[Web page code records]
* * * * * * *
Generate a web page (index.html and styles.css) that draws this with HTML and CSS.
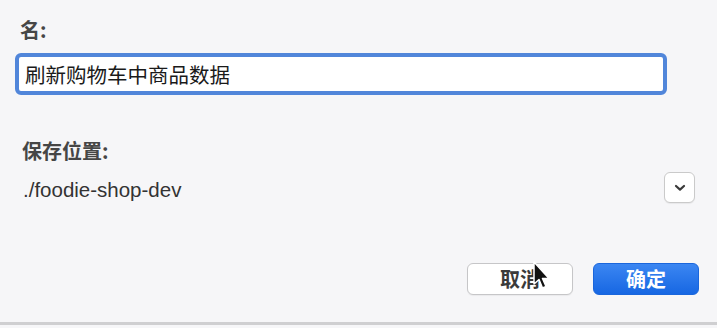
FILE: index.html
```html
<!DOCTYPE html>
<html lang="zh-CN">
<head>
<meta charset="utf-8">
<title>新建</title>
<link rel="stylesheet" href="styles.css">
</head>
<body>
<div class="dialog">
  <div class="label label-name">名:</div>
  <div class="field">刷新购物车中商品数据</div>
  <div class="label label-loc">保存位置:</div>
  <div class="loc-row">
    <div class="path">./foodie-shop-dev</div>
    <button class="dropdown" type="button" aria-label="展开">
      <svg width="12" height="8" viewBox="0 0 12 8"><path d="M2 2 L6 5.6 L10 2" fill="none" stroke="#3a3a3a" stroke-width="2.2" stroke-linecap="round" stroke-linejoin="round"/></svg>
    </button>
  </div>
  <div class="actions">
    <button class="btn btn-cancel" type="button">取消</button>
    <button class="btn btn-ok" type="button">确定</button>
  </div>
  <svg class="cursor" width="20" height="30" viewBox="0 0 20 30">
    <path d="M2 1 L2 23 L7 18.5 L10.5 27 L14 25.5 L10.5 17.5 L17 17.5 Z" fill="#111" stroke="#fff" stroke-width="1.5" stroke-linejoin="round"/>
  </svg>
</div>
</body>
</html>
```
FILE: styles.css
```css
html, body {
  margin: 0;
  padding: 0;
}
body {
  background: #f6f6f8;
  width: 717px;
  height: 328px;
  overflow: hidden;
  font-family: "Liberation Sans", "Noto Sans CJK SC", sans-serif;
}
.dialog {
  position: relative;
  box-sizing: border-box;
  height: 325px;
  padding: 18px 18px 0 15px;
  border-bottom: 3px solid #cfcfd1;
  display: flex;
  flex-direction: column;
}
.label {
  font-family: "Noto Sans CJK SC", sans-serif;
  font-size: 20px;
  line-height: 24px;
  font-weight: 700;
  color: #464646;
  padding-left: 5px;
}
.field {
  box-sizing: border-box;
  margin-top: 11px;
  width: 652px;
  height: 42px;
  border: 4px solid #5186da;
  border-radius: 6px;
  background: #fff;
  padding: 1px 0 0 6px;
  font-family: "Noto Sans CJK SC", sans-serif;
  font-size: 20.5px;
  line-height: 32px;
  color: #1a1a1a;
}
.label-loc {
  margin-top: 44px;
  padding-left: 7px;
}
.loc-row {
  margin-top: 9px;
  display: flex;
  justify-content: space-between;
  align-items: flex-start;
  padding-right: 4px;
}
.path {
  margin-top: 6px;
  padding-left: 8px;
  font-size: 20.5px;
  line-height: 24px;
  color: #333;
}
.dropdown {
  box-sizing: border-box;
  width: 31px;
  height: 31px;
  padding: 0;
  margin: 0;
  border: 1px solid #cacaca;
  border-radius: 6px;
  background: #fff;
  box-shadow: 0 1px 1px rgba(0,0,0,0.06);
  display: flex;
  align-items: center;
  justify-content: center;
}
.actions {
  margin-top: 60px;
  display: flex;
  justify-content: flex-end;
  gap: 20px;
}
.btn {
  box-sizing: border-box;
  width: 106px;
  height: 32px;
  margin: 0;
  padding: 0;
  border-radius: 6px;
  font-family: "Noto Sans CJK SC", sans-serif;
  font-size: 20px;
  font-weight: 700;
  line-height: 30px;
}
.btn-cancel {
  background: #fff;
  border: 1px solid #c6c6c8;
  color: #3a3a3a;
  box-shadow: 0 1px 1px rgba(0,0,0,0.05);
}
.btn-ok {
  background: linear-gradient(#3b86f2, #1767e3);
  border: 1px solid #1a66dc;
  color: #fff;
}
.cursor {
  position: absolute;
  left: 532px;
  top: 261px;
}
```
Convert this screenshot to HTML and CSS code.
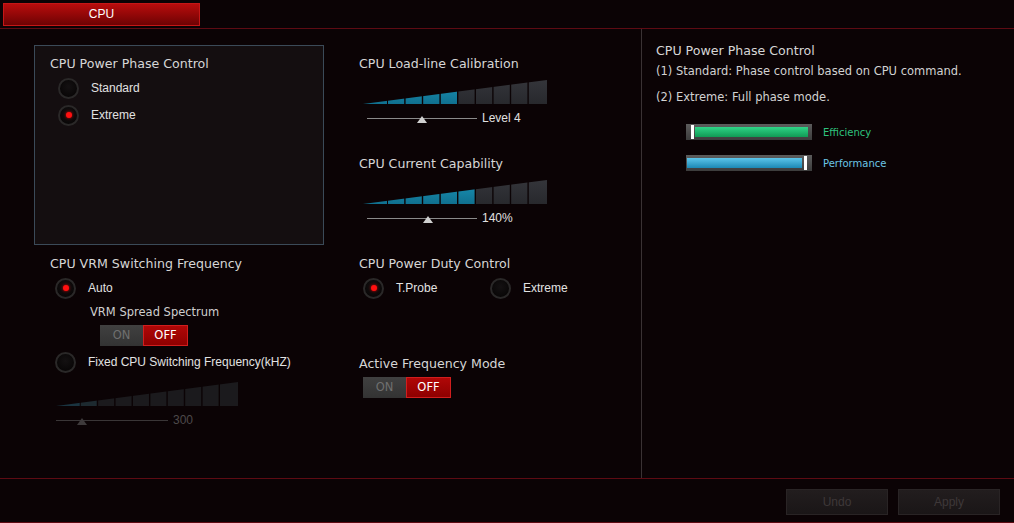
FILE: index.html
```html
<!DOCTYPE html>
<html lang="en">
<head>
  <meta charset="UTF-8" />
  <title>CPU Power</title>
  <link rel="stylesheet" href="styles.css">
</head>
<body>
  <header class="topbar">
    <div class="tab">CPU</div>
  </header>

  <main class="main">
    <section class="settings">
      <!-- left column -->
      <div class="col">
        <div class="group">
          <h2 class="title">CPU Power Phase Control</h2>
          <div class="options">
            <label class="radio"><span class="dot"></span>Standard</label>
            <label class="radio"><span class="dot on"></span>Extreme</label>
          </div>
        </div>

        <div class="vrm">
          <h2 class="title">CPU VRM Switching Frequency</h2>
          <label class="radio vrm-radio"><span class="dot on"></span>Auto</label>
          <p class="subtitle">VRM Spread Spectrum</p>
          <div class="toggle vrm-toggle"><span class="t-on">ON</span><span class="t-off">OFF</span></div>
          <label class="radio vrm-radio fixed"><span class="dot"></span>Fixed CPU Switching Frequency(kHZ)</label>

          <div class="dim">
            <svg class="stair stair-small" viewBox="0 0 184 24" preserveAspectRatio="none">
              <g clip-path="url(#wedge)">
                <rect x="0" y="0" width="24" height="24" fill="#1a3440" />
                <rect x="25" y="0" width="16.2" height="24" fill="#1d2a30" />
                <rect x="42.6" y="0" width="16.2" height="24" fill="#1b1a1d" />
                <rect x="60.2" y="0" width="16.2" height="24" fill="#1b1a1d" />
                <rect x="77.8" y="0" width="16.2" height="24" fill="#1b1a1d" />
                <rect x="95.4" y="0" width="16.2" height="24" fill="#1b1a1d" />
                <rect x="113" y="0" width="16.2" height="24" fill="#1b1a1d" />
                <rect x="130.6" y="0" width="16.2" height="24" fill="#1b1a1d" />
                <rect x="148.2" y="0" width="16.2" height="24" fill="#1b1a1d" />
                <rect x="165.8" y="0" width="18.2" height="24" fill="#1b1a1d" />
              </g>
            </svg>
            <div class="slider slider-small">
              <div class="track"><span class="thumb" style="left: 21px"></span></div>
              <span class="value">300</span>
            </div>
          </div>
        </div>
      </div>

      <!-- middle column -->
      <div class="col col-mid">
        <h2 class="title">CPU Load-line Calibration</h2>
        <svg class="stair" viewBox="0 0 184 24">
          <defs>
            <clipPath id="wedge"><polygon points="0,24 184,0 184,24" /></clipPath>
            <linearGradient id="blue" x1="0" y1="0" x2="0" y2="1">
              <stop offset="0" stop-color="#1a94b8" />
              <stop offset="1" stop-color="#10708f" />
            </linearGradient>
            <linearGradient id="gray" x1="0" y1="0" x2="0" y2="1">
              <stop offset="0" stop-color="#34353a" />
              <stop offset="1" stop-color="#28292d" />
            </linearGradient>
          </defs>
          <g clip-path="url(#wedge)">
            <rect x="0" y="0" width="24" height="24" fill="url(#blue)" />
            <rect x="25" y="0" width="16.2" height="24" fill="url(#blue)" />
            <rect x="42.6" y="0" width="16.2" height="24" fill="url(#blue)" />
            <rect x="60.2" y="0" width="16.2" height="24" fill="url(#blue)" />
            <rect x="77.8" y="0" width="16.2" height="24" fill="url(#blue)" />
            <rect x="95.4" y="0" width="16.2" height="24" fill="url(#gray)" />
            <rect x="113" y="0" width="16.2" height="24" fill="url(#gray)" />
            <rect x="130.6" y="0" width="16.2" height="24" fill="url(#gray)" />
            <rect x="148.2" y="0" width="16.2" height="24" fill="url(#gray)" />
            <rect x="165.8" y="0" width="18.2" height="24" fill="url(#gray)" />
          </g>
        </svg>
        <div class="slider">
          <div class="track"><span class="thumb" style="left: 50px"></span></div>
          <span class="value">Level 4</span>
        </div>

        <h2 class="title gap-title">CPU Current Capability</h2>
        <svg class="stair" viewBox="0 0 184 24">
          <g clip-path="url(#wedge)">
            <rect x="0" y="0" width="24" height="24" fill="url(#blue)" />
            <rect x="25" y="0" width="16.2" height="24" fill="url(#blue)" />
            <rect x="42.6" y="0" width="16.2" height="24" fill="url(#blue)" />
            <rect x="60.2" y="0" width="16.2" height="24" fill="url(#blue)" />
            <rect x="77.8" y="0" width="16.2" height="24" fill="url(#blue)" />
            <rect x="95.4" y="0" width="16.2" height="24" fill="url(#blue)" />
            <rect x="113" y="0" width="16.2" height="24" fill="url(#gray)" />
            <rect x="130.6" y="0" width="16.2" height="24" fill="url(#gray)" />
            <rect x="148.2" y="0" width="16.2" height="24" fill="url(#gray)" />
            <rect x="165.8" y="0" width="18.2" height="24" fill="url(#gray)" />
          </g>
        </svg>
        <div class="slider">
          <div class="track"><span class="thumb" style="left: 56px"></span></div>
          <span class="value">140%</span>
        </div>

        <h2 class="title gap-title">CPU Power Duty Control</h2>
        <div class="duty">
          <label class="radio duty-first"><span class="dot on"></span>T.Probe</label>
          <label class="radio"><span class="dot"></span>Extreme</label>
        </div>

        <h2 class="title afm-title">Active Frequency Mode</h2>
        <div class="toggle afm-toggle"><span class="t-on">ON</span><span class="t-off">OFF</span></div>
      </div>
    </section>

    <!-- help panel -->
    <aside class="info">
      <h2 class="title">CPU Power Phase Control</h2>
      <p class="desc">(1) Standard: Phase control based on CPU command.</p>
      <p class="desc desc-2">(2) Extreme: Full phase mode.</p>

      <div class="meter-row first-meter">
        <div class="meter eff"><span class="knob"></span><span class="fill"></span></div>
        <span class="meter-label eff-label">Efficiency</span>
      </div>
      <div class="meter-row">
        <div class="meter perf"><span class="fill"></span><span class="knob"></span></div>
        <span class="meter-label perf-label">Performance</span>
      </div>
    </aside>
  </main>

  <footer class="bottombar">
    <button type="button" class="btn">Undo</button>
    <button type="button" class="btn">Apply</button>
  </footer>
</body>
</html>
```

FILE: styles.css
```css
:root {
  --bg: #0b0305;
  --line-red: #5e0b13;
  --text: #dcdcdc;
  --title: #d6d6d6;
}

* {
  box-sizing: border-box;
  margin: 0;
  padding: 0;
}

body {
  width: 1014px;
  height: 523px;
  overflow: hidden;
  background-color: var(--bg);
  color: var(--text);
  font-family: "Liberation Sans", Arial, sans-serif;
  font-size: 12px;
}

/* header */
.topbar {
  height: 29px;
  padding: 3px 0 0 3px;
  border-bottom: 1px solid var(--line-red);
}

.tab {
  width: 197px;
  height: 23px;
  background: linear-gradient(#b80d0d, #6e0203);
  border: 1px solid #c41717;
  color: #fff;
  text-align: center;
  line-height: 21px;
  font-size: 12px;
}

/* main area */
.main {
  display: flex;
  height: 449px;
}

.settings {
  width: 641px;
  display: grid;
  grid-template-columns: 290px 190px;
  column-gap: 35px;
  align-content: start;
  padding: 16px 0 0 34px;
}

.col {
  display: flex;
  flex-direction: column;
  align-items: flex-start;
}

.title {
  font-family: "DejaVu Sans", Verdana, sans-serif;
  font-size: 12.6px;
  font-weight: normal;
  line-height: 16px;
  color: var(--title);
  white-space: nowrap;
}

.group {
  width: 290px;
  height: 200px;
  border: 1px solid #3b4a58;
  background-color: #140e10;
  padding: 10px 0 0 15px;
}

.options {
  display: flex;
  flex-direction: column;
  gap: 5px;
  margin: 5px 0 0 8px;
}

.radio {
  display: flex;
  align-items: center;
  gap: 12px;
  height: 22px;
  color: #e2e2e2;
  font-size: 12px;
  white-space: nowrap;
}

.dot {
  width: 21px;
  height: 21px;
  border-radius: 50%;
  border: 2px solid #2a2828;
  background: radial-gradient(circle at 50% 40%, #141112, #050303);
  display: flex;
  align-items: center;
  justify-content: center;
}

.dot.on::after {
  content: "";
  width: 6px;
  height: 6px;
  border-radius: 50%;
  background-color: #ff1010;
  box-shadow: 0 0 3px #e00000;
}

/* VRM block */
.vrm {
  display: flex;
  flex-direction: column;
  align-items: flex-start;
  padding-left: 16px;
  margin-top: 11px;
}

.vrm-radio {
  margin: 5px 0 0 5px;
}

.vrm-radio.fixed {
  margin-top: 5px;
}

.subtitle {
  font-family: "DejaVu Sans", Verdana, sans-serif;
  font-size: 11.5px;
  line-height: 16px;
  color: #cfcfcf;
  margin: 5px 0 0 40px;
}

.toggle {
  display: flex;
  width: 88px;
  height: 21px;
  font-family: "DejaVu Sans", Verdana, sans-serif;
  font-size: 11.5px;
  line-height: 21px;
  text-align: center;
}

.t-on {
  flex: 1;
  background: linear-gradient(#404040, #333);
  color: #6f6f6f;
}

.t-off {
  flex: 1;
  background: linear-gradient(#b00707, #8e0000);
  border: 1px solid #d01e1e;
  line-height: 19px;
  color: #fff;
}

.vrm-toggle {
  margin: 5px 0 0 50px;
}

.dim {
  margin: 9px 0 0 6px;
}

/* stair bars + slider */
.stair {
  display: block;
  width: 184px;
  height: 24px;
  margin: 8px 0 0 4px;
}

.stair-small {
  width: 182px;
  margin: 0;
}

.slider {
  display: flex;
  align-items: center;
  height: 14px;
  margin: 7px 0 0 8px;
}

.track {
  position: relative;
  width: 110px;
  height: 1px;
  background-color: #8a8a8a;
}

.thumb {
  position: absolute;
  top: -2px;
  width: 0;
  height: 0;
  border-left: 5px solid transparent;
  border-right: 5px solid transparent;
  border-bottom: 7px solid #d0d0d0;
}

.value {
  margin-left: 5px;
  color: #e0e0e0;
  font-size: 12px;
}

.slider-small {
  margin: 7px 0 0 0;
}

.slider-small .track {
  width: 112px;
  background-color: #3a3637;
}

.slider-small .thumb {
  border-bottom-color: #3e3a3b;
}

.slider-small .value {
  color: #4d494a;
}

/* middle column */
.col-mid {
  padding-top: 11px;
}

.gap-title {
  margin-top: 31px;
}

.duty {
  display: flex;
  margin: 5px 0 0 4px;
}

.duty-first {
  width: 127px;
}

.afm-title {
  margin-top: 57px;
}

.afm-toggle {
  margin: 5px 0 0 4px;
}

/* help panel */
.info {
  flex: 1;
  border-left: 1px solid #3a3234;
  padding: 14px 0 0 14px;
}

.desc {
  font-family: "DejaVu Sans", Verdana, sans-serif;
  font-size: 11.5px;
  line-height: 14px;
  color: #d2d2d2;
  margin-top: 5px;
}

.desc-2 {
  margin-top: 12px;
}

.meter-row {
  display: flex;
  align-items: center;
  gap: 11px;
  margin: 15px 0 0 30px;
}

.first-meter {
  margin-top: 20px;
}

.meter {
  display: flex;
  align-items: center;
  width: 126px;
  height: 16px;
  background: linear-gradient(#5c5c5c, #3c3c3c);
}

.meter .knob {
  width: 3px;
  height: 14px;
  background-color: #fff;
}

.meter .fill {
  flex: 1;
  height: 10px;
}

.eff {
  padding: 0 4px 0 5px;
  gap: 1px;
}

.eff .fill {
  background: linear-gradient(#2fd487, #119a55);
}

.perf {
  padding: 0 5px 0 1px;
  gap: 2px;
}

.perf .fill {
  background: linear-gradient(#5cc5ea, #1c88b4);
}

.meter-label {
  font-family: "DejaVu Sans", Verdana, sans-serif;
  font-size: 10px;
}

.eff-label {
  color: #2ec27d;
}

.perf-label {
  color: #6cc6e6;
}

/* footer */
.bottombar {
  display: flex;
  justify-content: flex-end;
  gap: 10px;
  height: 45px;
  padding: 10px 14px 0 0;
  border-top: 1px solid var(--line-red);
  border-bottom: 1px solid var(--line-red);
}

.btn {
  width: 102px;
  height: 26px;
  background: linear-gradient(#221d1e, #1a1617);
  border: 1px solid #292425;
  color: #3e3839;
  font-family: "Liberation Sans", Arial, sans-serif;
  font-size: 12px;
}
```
* * * * * * *
--- WHAT IS ASKED ---
Reproduce each line from the records that contains the word "styles".

--- SOLVED PROBLEM ---
Generate a web page (index.html and styles.css) that draws this with HTML and CSS.
<link rel="stylesheet" href="styles.css">
FILE: styles.css
  <link rel="stylesheet" href="styles.css">
FILE: styles.css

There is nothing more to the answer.